The road was almost entirely flat with little wind in either direction. Being behind like I was and knowing I had a mere 20km to go, I went all out. I passed numerous cyclists on the way to the turnaround. Some were Sprint athletes, other Olympic distance (who did the loop twice).  By the end of the ride I had made my way somewhere into the top 20 with a 4th fastest ride of the day at 33:30 for 20km (avg speed of 35.8).

Now I had done flying dismounts before so I wasn't as scared about this, though it is always a little cause for concern. But I was off the bike and on the long run to T2. And I must say, it was quite long, with the option of running on grass or dirt road. I ended up mostly on the dirt road as I needed to pass others.

I was out of T2 in the 6th fastest time of the day at 36 seconds.

So the run began. I had seriously hoped to do a sub 20 minute 5K to end this race. It was really hot now and even though the run was flat, I was running low on steam.  I managed to start passing a few people. Some were in my race, others not, but I didn't care. the run around couldn't have come soon enough and as I started back I picked up my pace a little bit. I did grab a cup of water from the water stop on the way back, though I could barely get any down without choking.

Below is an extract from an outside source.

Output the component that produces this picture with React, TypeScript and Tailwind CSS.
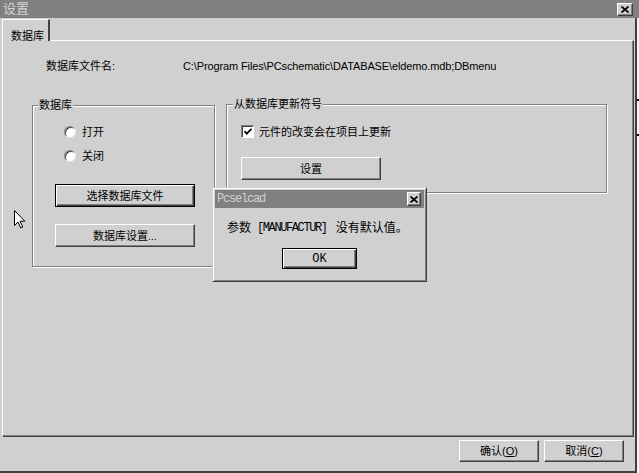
import React from 'react';

const cjk = "font-['Liberation_Sans','Noto_Sans_CJK_SC',sans-serif]";
const mono = "font-['Liberation_Mono','Noto_Sans_CJK_SC',monospace]";

const raised =
  'border border-t-white border-l-white border-r-[#404040] border-b-[#404040] shadow-[inset_-1px_-1px_0_#808080]';
const defaultBtn =
  'border border-black shadow-[inset_1px_1px_0_#fff,inset_-1px_-1px_0_#404040,inset_-2px_-2px_0_#808080]';

const CloseBox: React.FC<{ w: string; h: string }> = ({ w, h }) => (
  <div className={`${w} ${h} bg-[#d0d0d0] ${raised} flex items-center justify-center`}>
    <svg width="8" height="7" viewBox="0 0 8 7">
      <path d="M0.5 0.5L7.5 6.5M7.5 0.5L0.5 6.5" stroke="#000" strokeWidth="1.7" />
    </svg>
  </div>
);

const Radio: React.FC<{ label: string }> = ({ label }) => (
  <div className="flex items-center h-[12px]">
    <span className="w-[12px] h-[12px] rounded-full bg-white border border-t-[#808080] border-l-[#808080] border-r-[#e8e8e8] border-b-[#e8e8e8] shadow-[inset_1px_1px_0_#404040]" />
    <span className="ml-[6px] text-[11px] leading-[12px] text-black">{label}</span>
  </div>
);

const App: React.FC = () => {
  return (
    <div className={`relative w-[639px] h-[473px] overflow-hidden bg-[#ececec] ${cjk}`}>
      {/* title bar */}
      <div className="h-[18px] bg-[#808080] flex items-center justify-between pl-[3px] pr-[6px]">
        <span className="text-[13px] leading-[16px] text-[#d2d2d2]">设置</span>
        <CloseBox w="w-[16px]" h="h-[13px]" />
      </div>

      <div className="flex h-[455px]">
        <div className="w-[637px] h-full bg-[#d0d0d0] border-r-2 border-b-2 border-r-[#404040] border-b-[#404040] flex flex-col pl-[2px] pr-[2px]">
          {/* tab */}
          <div className="flex mt-[1px]">
            <div className="relative z-10 w-[48px] h-[22px] -mb-[1px] bg-[#d0d0d0] border-t border-l border-t-white border-l-white border-r-2 border-r-[#404040] pl-[8px] pt-[3px]">
              <span className="text-[11px] leading-[12px] text-black">数据库</span>
            </div>
          </div>

          {/* panel */}
          <div className="h-[396px] border border-t-white border-l-white border-r-[#808080] border-b-[#808080] shadow-[1px_1px_0_#404040]">
            <div className="flex items-center mt-[19px] ml-[43px] h-[12px] text-[11px] leading-[12px] text-black">
              <span className="w-[137px]">数据库文件名:</span>
              <span className="tracking-[-0.12px]">C:\Program Files\PCschematic\DATABASE\eldemo.mdb;DBmenu</span>
            </div>

            <div className="flex items-start ml-[29px] mt-[26px] gap-[11px]">
              <fieldset className="mt-[1px] w-[183px] border border-[#808080] shadow-[inset_1px_1px_0_#fff,1px_1px_0_#fff] pb-[19px]">
                <legend className="ml-[5px] px-[1px] bg-[#d0d0d0] text-[11px] leading-[12px] text-black">数据库</legend>
                <div className="ml-[31px] mt-[15px] flex flex-col gap-[12px]">
                  <Radio label="打开" />
                  <Radio label="关闭" />
                </div>
                <button className={`block ml-[22px] mt-[22px] w-[140px] h-[23px] bg-[#d0d0d0] ${defaultBtn} text-[11px] leading-[12px] text-black`}>
                  选择数据库文件
                </button>
                <button className={`block ml-[22px] mt-[17px] w-[140px] h-[23px] bg-[#d0d0d0] ${raised} text-[11px] leading-[12px] text-black`}>
                  数据库设置...
                </button>
              </fieldset>

              <fieldset className="w-[381px] border border-[#808080] shadow-[inset_1px_1px_0_#fff,1px_1px_0_#fff] pb-[12px]">
                <legend className="ml-[6px] px-[1px] bg-[#d0d0d0] text-[11px] leading-[12px] text-black">从数据库更新符号</legend>
                <div className="ml-[14px] mt-[15px] flex items-center h-[13px]">
                  <span className="w-[13px] h-[13px] bg-white border border-t-[#808080] border-l-[#808080] border-r-white border-b-white shadow-[inset_1px_1px_0_#404040] flex items-center justify-center">
                    <svg width="8" height="7" viewBox="0 0 8 7">
                      <path d="M0.5 3.2L2.8 5.6L7.5 0.8" stroke="#000" strokeWidth="1.8" fill="none" />
                    </svg>
                  </span>
                  <span className="ml-[5px] text-[11px] leading-[12px] text-black">元件的改变会在项目上更新</span>
                </div>
                <button className={`block ml-[14px] mt-[19px] w-[140px] h-[23px] bg-[#d0d0d0] ${raised} text-[11px] leading-[12px] text-black`}>
                  设置
                </button>
              </fieldset>
            </div>
          </div>

          {/* footer */}
          <div className="flex justify-end gap-[5px] mt-[4px] pr-[9px]">
            <button className={`w-[80px] h-[22px] bg-[#d0d0d0] ${raised} text-[11px] leading-[12px] text-black`}>
              确认(<u>O</u>)
            </button>
            <button className={`w-[80px] h-[22px] bg-[#d0d0d0] ${raised} text-[11px] leading-[12px] text-black`}>
              取消(<u>C</u>)
            </button>
          </div>
        </div>

        {/* desktop edge */}
        <div className="flex-1 flex flex-col items-end bg-[#f2f2f2]">
          <span className="mt-[81px] w-[2px] h-[2px] bg-black" />
          <span className="mt-[33px] w-[2px] h-[2px] bg-black" />
        </div>
      </div>

      {/* message box */}
      <div className="absolute left-[212px] top-[187px] w-[215px] h-[95px] bg-[#d0d0d0] border border-t-[#d0d0d0] border-l-[#d0d0d0] border-r-[#404040] border-b-[#404040] shadow-[inset_1px_1px_0_#fff,inset_-1px_-1px_0_#808080] p-[2px] flex flex-col">
        <div className="h-[18px] bg-[#808080] flex items-center justify-between pl-[2px] pr-[3px]">
          <span className={`${mono} text-[12px] tracking-[-1.2px] leading-[14px] text-[#d2d2d2]`}>Pcselcad</span>
          <CloseBox w="w-[14px]" h="h-[14px]" />
        </div>
        <div className="mt-[13px] pl-[12px] h-[14px] flex items-center text-black whitespace-nowrap">
          <span className="text-[12px] leading-[14px]">参数</span>
          <span className={`${mono} text-[12px] tracking-[-1.4px] leading-[14px] ml-[6px]`}>[MANUFACTUR]</span>
          <span className="text-[12px] leading-[14px] ml-[9px]">没有默认值。</span>
        </div>
        <div className="flex justify-center mt-[13px]">
          <button className={`w-[75px] h-[21px] bg-[#d0d0d0] ${defaultBtn} ${mono} text-[12px] leading-[14px] text-black`}>
            OK
          </button>
        </div>
      </div>

      {/* mouse pointer */}
      <svg className="absolute left-[14px] top-[210px]" width="12" height="19" viewBox="0 0 12 19">
        <path d="M0.5 0.5L0.5 15.5L4 12L6.8 18L8.8 17L6 11.2L10.8 11.2Z" fill="#fff" stroke="#000" strokeWidth="1" />
      </svg>
    </div>
  );
};

export default App;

I think I managed to catch one more person in the final kilometer of the race and then sprinted to the end on a downhill gravel path. Sadly I only managed a 20:17 for the 5k but it was the 4th fastest run of the day and I ended up 13th overall and 2nd in my Age Group. Sometime being the slow swimmer makes for a more interesting day I guess, though I would dearly love to get out of the water a little higher up than 43rd. I guess one day I will get a coach and figure out this swimming thing.